De cualquier forma, no es la primera vez que esta sección se da una vuelta por este terrizo amorfo que quiere ser un parque y no alcanza la categoría de arriate mugriento.
Enlaza con la calle San Lázaro y con la primera estribación del Monte Gibralfaro. Para el firmante es una incógnita el loable propósito de este intento de zona verde que ha terminado por emplearse como depósito de restos de poda y cagadero de perros.
Y, como en otra ocasión destacamos, se aprecia una actividad prehistórica y para ser preciso, paleolítica, por la proliferación de grandes bloques de piedras que mastuerzos anónimos se han dedicado a arrancar de un murete, hasta lograr un perfecto espurreo lítico, que puede volver locos a los arqueólogos de próximas generaciones.

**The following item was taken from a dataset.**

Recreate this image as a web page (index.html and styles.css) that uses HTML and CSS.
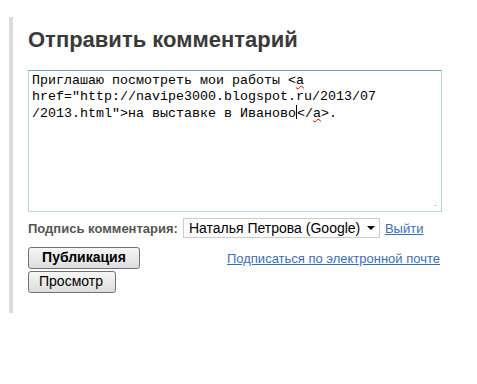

Porque, ¿cuál es el propósito de arrancar trozos de piedra y lanzarlos a varios metros de distancia?, ¿una prueba de destreza para demostrar que el sujeto ha alcanzado la madurez o la constatación de que queda mucho para que la alcance? Al pasear entre estos escombros, sortear las deposiciones -en principio caninas- y evitar tropezar con los ñoscos esparcidos, puede que el paseante sienta una desazón en el pecho, al estilo de Becquer. Que no decaiga su ánimo porque tanta actividad prehistórica sólo puede evidenciar que, durante millones de años, nuestros antepasados malaguitas se han visto tentados a acercarse a este rincón olvidado y a practicar ritos ancestrales completamente absurdos que perviven hasta nuestros días.
Debe de quedar algún pariente de Mary Leakey metido a arqueólogo. Haría bien nuestro Ayuntamiento en sondearlo para iniciar una prospección arqueológico de un lugar tan simbólico y qué quieren que les diga…tan sucio.